Interview : Le liseur

Interview : Le liseur

Arrivé huitième des podcasts d’or de la langue française, plein de projets originaux, une belle voix mââle et sexy... ouais même pas mal... Allez l’écouter et découvrir son oeuvre, c’est Le Liseur.

Bonjour Monsieur Le Liseur,

1) Je suis très curieuse de savoir qui vous êtes. En lisant le liseur, on
(en fait « on », c’est moi) pense que vous préférez manifestement parler de
ce que vous faîtes plutôt que de qui vous êtes. Mais Etes-vous ce que vous
faîtes ?

Oui, je suis ce que je fais au moment où je le fais mais dès l’instant où je
cesse de le faire, je ne cesse pas d’être. Je ressens un tel bonheur à faire
ce que je fais, à lire ce que je suis, qu’à peine enfui, je pense à la
suite.

Bref, vous aurez compris et entendu que je ne suis pas un comédien
professionnel, ce n’est pas mon métier que de lire des textes. Mon métier
c’est de les prêter à qui veut. Maintenant, suis-je vraiment moi lorsque je
lis des textes à voix haute et plus particulièrement les textes présents sur
incipitblog ?

Oui, Liseur est un pseudo, je ne me compose pas un personnage
foncièrement différent de ce que je suis et le choix des textes sur
incipitblog ne relevant que de mon goût, il laisse entrevoir un large pan de
ma subjectivité. Écoute-ce que je te lis, je te dirai qui je suis. Cela dit,
ce n’est qu’un « effet secondaire » et le but d’incipitblog n’est pas de
faire découvrir aux visiteurs la personnalité du liseur. Je m’efface au
contraire et souhaite laisser plus de place aux textes eux-mêmes.
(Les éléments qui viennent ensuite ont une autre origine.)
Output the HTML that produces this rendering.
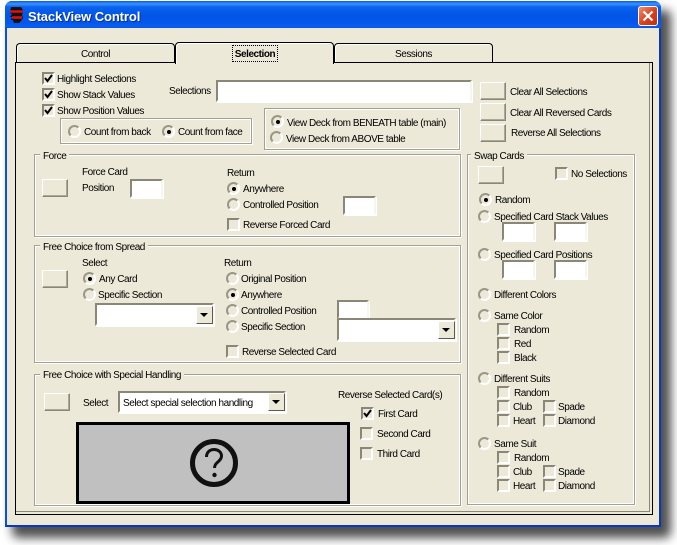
<!DOCTYPE html>
<html><head><meta charset="utf-8"><style>
html,body{margin:0;padding:0;background:#fff}
body{width:677px;height:545px;position:relative;overflow:hidden;font-family:"Liberation Sans",sans-serif;font-size:10px;letter-spacing:-.45px;color:#000}
div,span{position:absolute;box-sizing:border-box}
.t{white-space:nowrap;line-height:12px;height:12px;margin-top:2px}
.g{border:1px solid #a3a194;box-shadow:0 0 0 1px #fff inset,1px 1px 0 #fff}
.l{background:#ece9d8;padding:0 3px;white-space:nowrap;line-height:14px;height:12px;margin-top:1px}
.b{width:26px;height:18px;background:#ece9d8;border:1px solid;border-color:#fff #8a8778 #8a8778 #fff;box-shadow:-1px -1px 0 #aca899 inset}
.i{background:#fff;border:2px solid;border-color:#8a8778 #f6f5ee #fff #8a8778;box-shadow:1px 1px 0 #fff}
.c{width:13px;height:13px;border:2px solid;border-color:#8a8778 #fff #fff #8a8778;background:#ece9d8}
.c.on svg{position:absolute;left:0;top:0}
.r{width:13px;height:13px;border-radius:50%;border:2px solid;border-color:#9a9788 #fff #fff #9a9788;background:#ece9d8}
.r.on::after{content:"";position:absolute;left:2.5px;top:2.5px;width:4px;height:4px;border-radius:50%;background:#000}
.a{background:#ece9d8;border:1px solid;border-color:#fff #5c5a50 #5c5a50 #fff;width:17px;height:18px}
.a::after{content:"";position:absolute;left:3px;top:6px;border:4px solid transparent;border-top:4px solid #000;border-bottom:0}
.tab{background:#ece9d8;border:1px solid #000;border-bottom:0;border-radius:4px 4px 0 0;box-shadow:1px 1px 0 #fff inset;text-align:center;line-height:22px}
</style></head><body>
<div style="left:12px;top:10px;width:659px;height:528px;background:#505050;filter:blur(5px);border-radius:6px"></div>
<div style="left:5px;top:1px;width:656px;height:526px;background:#0846dc;border-radius:7px 7px 0 0;border:2px solid #0a4fe4;border-top:0;border-right-color:#0838b8;border-bottom-color:#0838c4"></div>
<div style="left:5px;top:1px;width:656px;height:28px;border-radius:7px 7px 0 0;background:linear-gradient(#0a5be8 0,#3a93ff 3px,#0a62ee 6px,#0256e6 14px,#0357ea 22px,#0a5ff0 26px,#0243cc 28px)"></div>
<div style="left:7px;top:28px;width:652px;height:497px;background:#ece9d8"></div>
<svg style="position:absolute;left:9px;top:6px" width="16" height="18" viewBox="0 0 16 18"><path d="M2 1h10l2 3v2l-1 3 1 3-2 3-2 2H5l-1-3H2l1-3H1l2-3-2-1z" fill="#111"/><path d="M1 5.500h13M3 11.500h10" stroke="#e01010" stroke-width="2.500"/></svg>
<div class="t" style="left:28px;top:9px;height:15px;line-height:15px;font-size:13px;font-weight:bold;letter-spacing:-.1px;color:#fff;text-shadow:1px 1px 0 #0a2f9c;margin-top:0">StackView Control</div>
<div style="left:638px;top:6px;width:20px;height:20px;border:1px solid #fff;border-radius:3px;background:linear-gradient(135deg,#f09070,#d8401c 55%,#c03010)"><svg style="position:absolute;left:3px;top:3px" width="12" height="12"><path d="M1.500 1.500l9 9M10.500 1.500l-9 9" stroke="#fff" stroke-width="2.200"/></svg></div>

<div class="tab" style="left:16px;top:43px;width:159px;height:20px">Control</div>
<div class="tab" style="left:334px;top:43px;width:159px;height:20px">Sessions</div>
<div style="left:15px;top:62px;width:638px;height:453px;background:#ece9d8;border:1px solid #000;box-shadow:-2px -2px 0 #ece9d8 inset,-3px -3px 0 #8a8778 inset"></div>
<div class="tab" style="left:175px;top:42px;width:159px;height:22px;z-index:2;font-weight:bold"><span style="left:56px;top:2px;width:46px;height:17px;line-height:19px;outline:1px dotted #000;outline-offset:-1px">Selection</span></div>

<div class="c on" style="left:42px;top:72px"><svg width="9" height="9"><path d="M1 4l2.500 3L8 1" fill="none" stroke="#000" stroke-width="2"/></svg></div>
<div class="t" style="left:57px;top:72px">Highlight Selections</div>
<div class="c on" style="left:42px;top:88px"><svg width="9" height="9"><path d="M1 4l2.500 3L8 1" fill="none" stroke="#000" stroke-width="2"/></svg></div>
<div class="t" style="left:57px;top:88px">Show Stack Values</div>
<div class="c on" style="left:42px;top:104px"><svg width="9" height="9"><path d="M1 4l2.500 3L8 1" fill="none" stroke="#000" stroke-width="2"/></svg></div>
<div class="t" style="left:57px;top:104px">Show Position Values</div>
<div class="t" style="left:169px;top:84px">Selections</div>
<div class="i" style="left:216px;top:80px;width:256px;height:22px"></div>

<div class="g" style="left:60px;top:118px;width:192px;height:26px"></div>
<div class="r" style="left:68px;top:125px"></div><div class="t" style="left:84px;top:125px">Count from back</div>
<div class="r on" style="left:162px;top:125px"></div><div class="t" style="left:178px;top:125px">Count from face</div>

<div class="g" style="left:264px;top:108px;width:196px;height:42px"></div>
<div class="r on" style="left:271px;top:115px"></div><div class="t" style="left:287px;top:116px">View Deck from BENEATH table (main)</div>
<div class="r" style="left:270px;top:131px"></div><div class="t" style="left:286px;top:132px">View Deck from ABOVE table</div>

<div class="b" style="left:480px;top:82px"></div><div class="t" style="left:510px;top:85px">Clear All Selections</div>
<div class="b" style="left:480px;top:103px"></div><div class="t" style="left:510px;top:106px">Clear All Reversed Cards</div>
<div class="b" style="left:480px;top:124px"></div><div class="t" style="left:511px;top:126px">Reverse All Selections</div>

<div class="g" style="left:34px;top:154px;width:427px;height:83px"></div>
<div class="l" style="left:40px;top:149px">Force</div>
<div class="b" style="left:42px;top:179px"></div>
<div class="t" style="left:82px;top:165px">Force Card</div>
<div class="t" style="left:82px;top:181px">Position</div>
<div class="i" style="left:130px;top:179px;width:33px;height:19px"></div>
<div class="t" style="left:227px;top:166px">Return</div>
<div class="r on" style="left:227px;top:182px"></div><div class="t" style="left:243px;top:182px">Anywhere</div>
<div class="r" style="left:227px;top:198px"></div><div class="t" style="left:243px;top:198px">Controlled Position</div>
<div class="i" style="left:343px;top:196px;width:33px;height:19px"></div>
<div class="c" style="left:227px;top:218px"></div><div class="t" style="left:243px;top:218px">Reverse Forced Card</div>

<div class="g" style="left:34px;top:245px;width:427px;height:118px"></div>
<div class="l" style="left:40px;top:240px">Free Choice from Spread</div>
<div class="b" style="left:42px;top:270px"></div>
<div class="t" style="left:82px;top:256px">Select</div>
<div class="r on" style="left:83px;top:272px"></div><div class="t" style="left:99px;top:272px">Any Card</div>
<div class="r" style="left:83px;top:288px"></div><div class="t" style="left:98px;top:288px">Specific Section</div>
<div class="i" style="left:95px;top:303px;width:119px;height:23px"></div><div class="a" style="left:196px;top:306px"></div>
<div class="t" style="left:224px;top:256px">Return</div>
<div class="r" style="left:226px;top:272px"></div><div class="t" style="left:241px;top:272px">Original Position</div>
<div class="r on" style="left:226px;top:288px"></div><div class="t" style="left:241px;top:288px">Anywhere</div>
<div class="r" style="left:226px;top:304px"></div><div class="t" style="left:241px;top:304px">Controlled Position</div>
<div class="r" style="left:226px;top:320px"></div><div class="t" style="left:241px;top:320px">Specific Section</div>
<div class="i" style="left:337px;top:300px;width:32px;height:19px"></div>
<div class="i" style="left:337px;top:318px;width:119px;height:23px"></div><div class="a" style="left:438px;top:321px"></div>
<div class="c" style="left:226px;top:345px"></div><div class="t" style="left:242px;top:345px">Reverse Selected Card</div>

<div class="g" style="left:34px;top:374px;width:427px;height:132px"></div>
<div class="l" style="left:40px;top:368px">Free Choice with Special Handling</div>
<div class="b" style="left:44px;top:393px"></div>
<div class="t" style="left:83px;top:396px">Select</div>
<div class="i" style="left:118px;top:391px;width:168px;height:22px"></div><div class="a" style="left:268px;top:393px"></div>
<div class="t" style="left:123px;top:396px">Select special selection handling</div>
<div style="left:76px;top:422px;width:274px;height:82px;background:#c0c0c0;border:3px solid #000"></div>
<svg style="position:absolute;left:188px;top:437px" width="52" height="52" viewBox="0 0 52 52"><circle cx="26" cy="26" r="21.500" fill="none" stroke="#111" stroke-width="5"/><path d="M18.500 20c0-5 3.500-7.500 7.500-7.500s7.500 2.500 7.500 6.500c0 5.500-7 6-7 12" fill="none" stroke="#111" stroke-width="3"/><circle cx="26.500" cy="38" r="2.200" fill="#111"/></svg>
<div class="t" style="left:338px;top:388px">Reverse Selected Card(s)</div>
<div class="c on" style="left:361px;top:407px"><svg width="9" height="9"><path d="M1 4l2.500 3L8 1" fill="none" stroke="#000" stroke-width="2"/></svg></div><div class="t" style="left:378px;top:407px">First Card</div>
<div class="c" style="left:360px;top:427px"></div><div class="t" style="left:377px;top:427px">Second Card</div>
<div class="c" style="left:360px;top:447px"></div><div class="t" style="left:377px;top:447px">Third Card</div>

<div class="g" style="left:467px;top:154px;width:168px;height:351px"></div>
<div class="l" style="left:471px;top:149px">Swap Cards</div>
<div class="b" style="left:478px;top:166px"></div>
<div class="c" style="left:555px;top:167px"></div><div class="t" style="left:571px;top:167px">No Selections</div>
<div class="r on" style="left:479px;top:193px"></div><div class="t" style="left:495px;top:193px">Random</div>
<div class="r" style="left:478px;top:210px"></div><div class="t" style="left:494px;top:210px">Specified Card Stack Values</div>
<div class="i" style="left:502px;top:222px;width:33px;height:19px"></div><div class="i" style="left:554px;top:222px;width:33px;height:19px"></div>
<div class="r" style="left:478px;top:248px"></div><div class="t" style="left:494px;top:248px">Specified Card Positions</div>
<div class="i" style="left:502px;top:260px;width:33px;height:19px"></div><div class="i" style="left:554px;top:260px;width:33px;height:19px"></div>
<div class="r" style="left:478px;top:288px"></div><div class="t" style="left:494px;top:288px">Different Colors</div>
<div class="r" style="left:478px;top:309px"></div><div class="t" style="left:494px;top:309px">Same Color</div>
<div class="c" style="left:497px;top:323px"></div><div class="t" style="left:514px;top:323px">Random</div>
<div class="c" style="left:497px;top:337px"></div><div class="t" style="left:514px;top:337px">Red</div>
<div class="c" style="left:497px;top:351px"></div><div class="t" style="left:514px;top:351px">Black</div>
<div class="r" style="left:478px;top:372px"></div><div class="t" style="left:494px;top:372px">Different Suits</div>
<div class="c" style="left:497px;top:386px"></div><div class="t" style="left:514px;top:386px">Random</div>
<div class="c" style="left:497px;top:400px"></div><div class="t" style="left:513px;top:400px">Club</div>
<div class="c" style="left:543px;top:400px"></div><div class="t" style="left:558px;top:400px">Spade</div>
<div class="c" style="left:497px;top:414px"></div><div class="t" style="left:513px;top:414px">Heart</div>
<div class="c" style="left:543px;top:414px"></div><div class="t" style="left:558px;top:414px">Diamond</div>
<div class="r" style="left:478px;top:437px"></div><div class="t" style="left:494px;top:437px">Same Suit</div>
<div class="c" style="left:497px;top:451px"></div><div class="t" style="left:514px;top:451px">Random</div>
<div class="c" style="left:497px;top:465px"></div><div class="t" style="left:513px;top:465px">Club</div>
<div class="c" style="left:543px;top:465px"></div><div class="t" style="left:558px;top:465px">Spade</div>
<div class="c" style="left:497px;top:479px"></div><div class="t" style="left:513px;top:479px">Heart</div>
<div class="c" style="left:543px;top:479px"></div><div class="t" style="left:558px;top:479px">Diamond</div>
</body></html>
2) J’ai perdu mon dictionnaire et j’aimerai déjà savoir ce que peut bien
vouloir dire « incipit blog », de quelle langue ça vient et comment vous
avez eu l’idée d’un tel nom ? (en fait en vrai, j’ai des idées sur la
question mais je trouve que le latinanglicisme c’est classe par rapport au
franglais)

incipit n. m.

. 1840 ; mot lat., 3e pers. sing. indic. prés. de incipere « commencer »
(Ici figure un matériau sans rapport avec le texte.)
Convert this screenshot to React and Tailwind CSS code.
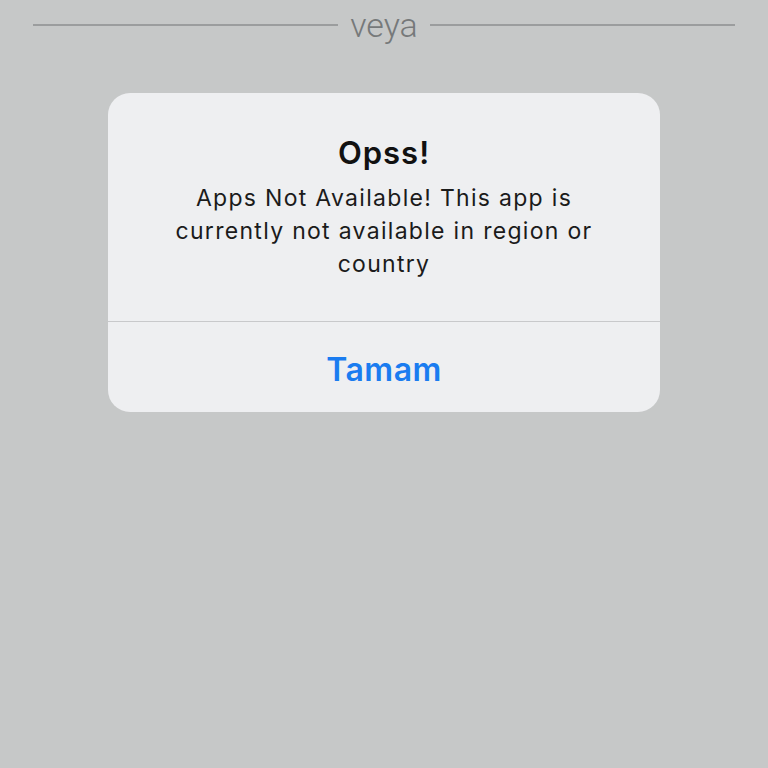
import React from 'react'

const App = () => {
  return (
    <div className="min-h-[768px] w-full bg-[#c6c8c8] font-['Inter',sans-serif]">
      {/* Divider header */}
      <div className="flex items-center gap-3 px-[33px] pt-[8px]">
        <div className="h-[2px] flex-1 bg-[#9b9d9e]" />
        <span className="text-[34px] leading-[34px] font-['Roboto',sans-serif] font-light text-[#76797a]">veya</span>
        <div className="h-[2px] flex-1 bg-[#9b9d9e]" />
      </div>

      {/* Alert */}
      <div className="mx-auto mt-[51px] w-[552px] overflow-hidden rounded-[22px] bg-[#eeeff1]">
        <div className="flex flex-col items-center px-[58px] pt-[42px] pb-[40px] text-center">
          <h2 className="text-[31px] leading-[36px] font-semibold tracking-[1px] text-[#111]">Opss!</h2>
          <p className="mt-[11px] text-[23px] leading-[33px] tracking-[1.3px] text-[#1b1b1b]">
            Apps Not Available! This app is currently not available in region or country
          </p>
        </div>
        <div className="h-px bg-[#c8c9cb]" />
        <button className="flex h-[90px] w-full items-center justify-center pt-[5px] text-[32px] font-semibold tracking-[0.5px] text-[#1a7cf0]">
          Tamam
        </button>
      </div>
    </div>
  )
}

export default App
. Didact. Premiers mots d’un manuscrit, d’un livre. Catalogue citant les
incipit (ou les incipits) des ouvrages répertoriés.

Voilà une réponse belle comme un scalpel, non ?

Mais je pense que vous les préférez plus touffues. Tentons d’y remédier.
J’ai trouvé l’idée du nom du site presque conjointement à l’idée même du
site. J’ai découvert le podcast et les blogs audio en janvier 2005. J’ai
toujours aimé la radio pour les voix qu’on y écoute tard le soir en s’
endormant et les histoires qui par les livres traversent le temps. France
Culture fût mon délice nocturne des années durant. Or donc en Janvier 2006 j
’ai recherché un podcast qui diffuserait des livres audio. N’en trouvant
aucun, j’ai pris les choses par les cornes, le taureau en main et m’y suis
attelé (vous-figurez-vous la scène ?). Se posa alors la question de savoir
quoi lire sur ce site. Si je me limitais au domaine public, on passerait à
côté de textes intéressants. Alors j’ai opté pour le début des livres encore
sous droit d’auteur. D’où le site, d’où son nom. Mais me vient à l’instant
une idée lumineuse : et si je faisais un site où je dévoile cette fois les
toutes dernières pages des romans à suspense ?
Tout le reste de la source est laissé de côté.